## BEGIN

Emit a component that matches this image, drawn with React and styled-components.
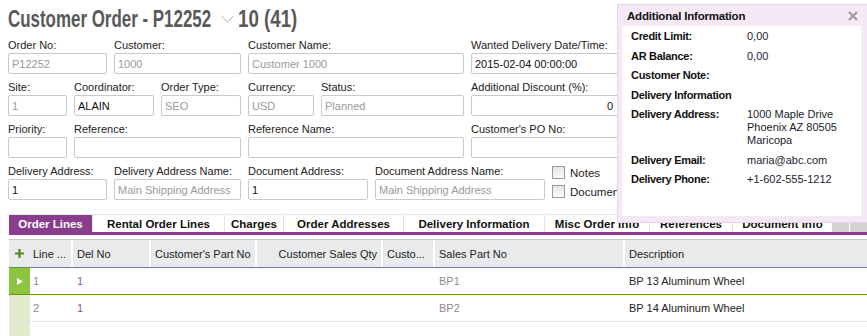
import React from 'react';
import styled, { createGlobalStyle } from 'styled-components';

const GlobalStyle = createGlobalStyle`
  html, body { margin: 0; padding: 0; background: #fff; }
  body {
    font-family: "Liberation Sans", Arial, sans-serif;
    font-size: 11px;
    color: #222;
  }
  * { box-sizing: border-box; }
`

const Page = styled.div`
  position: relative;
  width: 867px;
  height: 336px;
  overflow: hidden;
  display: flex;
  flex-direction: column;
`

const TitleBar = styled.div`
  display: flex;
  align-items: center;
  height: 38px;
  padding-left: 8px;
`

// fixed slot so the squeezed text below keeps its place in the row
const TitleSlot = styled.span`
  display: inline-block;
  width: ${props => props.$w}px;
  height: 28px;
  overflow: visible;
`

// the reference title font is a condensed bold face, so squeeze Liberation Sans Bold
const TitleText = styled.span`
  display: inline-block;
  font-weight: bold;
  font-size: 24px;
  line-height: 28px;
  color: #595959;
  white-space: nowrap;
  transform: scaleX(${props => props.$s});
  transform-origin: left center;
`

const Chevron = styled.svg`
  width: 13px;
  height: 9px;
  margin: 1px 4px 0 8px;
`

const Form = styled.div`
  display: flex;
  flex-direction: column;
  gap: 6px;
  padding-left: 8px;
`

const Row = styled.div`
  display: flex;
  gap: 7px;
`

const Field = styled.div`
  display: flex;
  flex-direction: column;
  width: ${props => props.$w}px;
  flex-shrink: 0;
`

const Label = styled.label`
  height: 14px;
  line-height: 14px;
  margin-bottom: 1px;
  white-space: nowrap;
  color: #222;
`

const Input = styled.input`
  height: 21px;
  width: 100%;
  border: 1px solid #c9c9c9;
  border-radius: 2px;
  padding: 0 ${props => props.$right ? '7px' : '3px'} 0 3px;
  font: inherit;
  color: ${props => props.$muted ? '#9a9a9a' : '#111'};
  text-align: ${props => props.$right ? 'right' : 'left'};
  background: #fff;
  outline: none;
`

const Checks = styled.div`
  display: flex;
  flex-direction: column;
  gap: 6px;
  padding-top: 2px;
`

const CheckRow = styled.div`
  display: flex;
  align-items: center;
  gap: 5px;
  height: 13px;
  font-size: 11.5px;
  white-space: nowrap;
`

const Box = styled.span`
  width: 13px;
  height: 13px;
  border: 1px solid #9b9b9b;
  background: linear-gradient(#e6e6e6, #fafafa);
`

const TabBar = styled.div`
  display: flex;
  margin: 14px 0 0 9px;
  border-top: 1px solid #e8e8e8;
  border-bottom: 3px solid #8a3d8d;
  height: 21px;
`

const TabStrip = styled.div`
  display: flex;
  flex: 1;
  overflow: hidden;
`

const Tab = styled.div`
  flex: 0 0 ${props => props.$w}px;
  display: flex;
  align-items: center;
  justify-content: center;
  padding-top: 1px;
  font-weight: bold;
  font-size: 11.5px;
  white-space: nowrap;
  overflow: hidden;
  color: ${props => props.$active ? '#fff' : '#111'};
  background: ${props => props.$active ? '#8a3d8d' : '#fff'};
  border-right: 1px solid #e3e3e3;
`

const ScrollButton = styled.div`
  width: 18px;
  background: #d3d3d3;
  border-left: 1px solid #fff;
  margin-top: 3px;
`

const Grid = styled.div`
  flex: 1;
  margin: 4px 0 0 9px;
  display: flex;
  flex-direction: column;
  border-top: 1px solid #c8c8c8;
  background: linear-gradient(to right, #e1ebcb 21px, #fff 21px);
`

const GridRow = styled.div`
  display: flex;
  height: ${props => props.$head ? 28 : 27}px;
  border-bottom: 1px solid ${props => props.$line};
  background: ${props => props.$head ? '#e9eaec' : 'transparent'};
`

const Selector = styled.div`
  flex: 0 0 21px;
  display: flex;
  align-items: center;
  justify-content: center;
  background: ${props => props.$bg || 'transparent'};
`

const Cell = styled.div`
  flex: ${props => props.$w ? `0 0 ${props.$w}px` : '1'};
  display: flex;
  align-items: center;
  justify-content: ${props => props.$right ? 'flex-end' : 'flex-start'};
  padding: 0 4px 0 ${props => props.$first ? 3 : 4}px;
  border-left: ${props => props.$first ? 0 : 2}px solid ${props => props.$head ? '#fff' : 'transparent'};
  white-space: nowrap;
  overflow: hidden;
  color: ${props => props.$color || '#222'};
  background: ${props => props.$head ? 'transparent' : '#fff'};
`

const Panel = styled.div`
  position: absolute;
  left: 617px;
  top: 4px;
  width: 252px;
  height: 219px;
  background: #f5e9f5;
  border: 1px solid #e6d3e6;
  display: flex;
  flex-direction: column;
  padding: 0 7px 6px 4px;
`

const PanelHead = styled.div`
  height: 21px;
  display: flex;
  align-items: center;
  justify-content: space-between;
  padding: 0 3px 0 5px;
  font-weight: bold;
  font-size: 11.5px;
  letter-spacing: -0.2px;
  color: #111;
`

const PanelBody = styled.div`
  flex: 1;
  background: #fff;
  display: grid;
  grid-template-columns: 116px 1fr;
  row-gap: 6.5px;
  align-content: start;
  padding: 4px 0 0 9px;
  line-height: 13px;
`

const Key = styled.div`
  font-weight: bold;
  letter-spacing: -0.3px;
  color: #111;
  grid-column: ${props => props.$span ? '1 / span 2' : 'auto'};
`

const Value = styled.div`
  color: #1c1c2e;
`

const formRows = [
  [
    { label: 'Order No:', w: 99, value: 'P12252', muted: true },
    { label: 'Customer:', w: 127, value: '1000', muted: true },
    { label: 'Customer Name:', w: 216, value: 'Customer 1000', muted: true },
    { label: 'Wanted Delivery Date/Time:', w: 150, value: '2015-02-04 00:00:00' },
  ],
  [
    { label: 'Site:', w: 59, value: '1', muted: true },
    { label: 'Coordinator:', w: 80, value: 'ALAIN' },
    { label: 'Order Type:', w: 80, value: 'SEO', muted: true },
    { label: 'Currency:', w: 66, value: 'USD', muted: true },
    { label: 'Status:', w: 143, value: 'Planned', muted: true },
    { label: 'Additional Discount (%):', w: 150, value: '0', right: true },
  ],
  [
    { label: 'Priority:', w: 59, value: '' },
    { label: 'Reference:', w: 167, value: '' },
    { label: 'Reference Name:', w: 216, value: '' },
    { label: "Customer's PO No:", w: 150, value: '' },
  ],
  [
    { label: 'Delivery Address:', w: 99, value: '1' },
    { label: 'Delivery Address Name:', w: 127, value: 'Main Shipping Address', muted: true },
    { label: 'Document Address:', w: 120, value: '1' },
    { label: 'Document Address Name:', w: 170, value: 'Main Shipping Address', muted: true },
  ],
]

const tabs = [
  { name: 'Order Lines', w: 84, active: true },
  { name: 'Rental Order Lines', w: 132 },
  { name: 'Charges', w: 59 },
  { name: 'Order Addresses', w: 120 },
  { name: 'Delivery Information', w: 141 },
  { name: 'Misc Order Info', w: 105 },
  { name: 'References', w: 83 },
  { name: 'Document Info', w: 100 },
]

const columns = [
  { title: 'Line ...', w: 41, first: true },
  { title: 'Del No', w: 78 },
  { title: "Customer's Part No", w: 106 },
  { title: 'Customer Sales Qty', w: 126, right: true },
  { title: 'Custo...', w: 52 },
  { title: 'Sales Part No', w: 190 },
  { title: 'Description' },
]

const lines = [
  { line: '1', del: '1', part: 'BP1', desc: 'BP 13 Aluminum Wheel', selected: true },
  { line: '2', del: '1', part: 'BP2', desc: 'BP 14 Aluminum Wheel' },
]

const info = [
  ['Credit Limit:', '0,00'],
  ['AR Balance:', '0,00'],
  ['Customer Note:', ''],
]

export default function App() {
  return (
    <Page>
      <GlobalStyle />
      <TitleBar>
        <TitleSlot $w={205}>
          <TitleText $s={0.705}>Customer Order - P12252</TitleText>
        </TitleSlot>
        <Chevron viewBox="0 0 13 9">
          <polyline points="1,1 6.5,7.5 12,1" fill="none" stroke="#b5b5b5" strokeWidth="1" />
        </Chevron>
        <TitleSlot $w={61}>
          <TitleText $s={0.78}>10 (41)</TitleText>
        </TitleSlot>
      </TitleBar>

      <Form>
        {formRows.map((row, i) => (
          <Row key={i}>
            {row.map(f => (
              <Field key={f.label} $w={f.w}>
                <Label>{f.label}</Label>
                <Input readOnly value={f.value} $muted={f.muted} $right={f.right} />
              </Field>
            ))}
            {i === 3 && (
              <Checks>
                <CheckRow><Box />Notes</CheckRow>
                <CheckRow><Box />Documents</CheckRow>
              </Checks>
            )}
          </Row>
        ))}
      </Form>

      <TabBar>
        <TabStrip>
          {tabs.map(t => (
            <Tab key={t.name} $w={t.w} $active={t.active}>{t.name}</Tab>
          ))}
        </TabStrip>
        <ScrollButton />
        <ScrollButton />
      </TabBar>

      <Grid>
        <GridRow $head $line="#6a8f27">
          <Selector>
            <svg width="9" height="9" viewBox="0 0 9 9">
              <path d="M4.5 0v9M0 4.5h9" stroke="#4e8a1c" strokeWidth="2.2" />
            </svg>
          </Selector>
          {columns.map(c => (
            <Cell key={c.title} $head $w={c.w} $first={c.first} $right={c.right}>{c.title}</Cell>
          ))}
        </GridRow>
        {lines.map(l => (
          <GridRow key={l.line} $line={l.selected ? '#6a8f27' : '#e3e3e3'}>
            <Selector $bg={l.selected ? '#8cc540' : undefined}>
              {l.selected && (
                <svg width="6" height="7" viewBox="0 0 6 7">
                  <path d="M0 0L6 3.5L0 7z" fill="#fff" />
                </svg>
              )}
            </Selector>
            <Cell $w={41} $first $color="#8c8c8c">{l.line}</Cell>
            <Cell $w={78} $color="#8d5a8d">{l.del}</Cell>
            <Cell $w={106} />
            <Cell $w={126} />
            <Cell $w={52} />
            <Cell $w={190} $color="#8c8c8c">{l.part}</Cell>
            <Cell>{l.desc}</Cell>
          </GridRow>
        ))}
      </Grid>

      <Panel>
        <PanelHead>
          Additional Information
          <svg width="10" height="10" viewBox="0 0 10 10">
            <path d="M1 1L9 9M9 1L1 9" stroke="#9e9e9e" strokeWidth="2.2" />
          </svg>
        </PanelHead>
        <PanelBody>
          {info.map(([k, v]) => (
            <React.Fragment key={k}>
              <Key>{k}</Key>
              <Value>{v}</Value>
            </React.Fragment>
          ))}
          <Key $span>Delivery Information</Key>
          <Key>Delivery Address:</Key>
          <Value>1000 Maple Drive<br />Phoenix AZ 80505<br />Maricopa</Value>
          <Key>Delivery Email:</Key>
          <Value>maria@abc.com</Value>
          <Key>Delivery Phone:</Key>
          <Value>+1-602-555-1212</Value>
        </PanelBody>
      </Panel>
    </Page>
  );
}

## END

**AIM:** Copy each line that holds the word "React".

**RESPONSE TO THIS TASK:**
Emit a component that matches this image, drawn with React and styled-components.
import React from 'react';
            <React.Fragment key={k}>
            </React.Fragment>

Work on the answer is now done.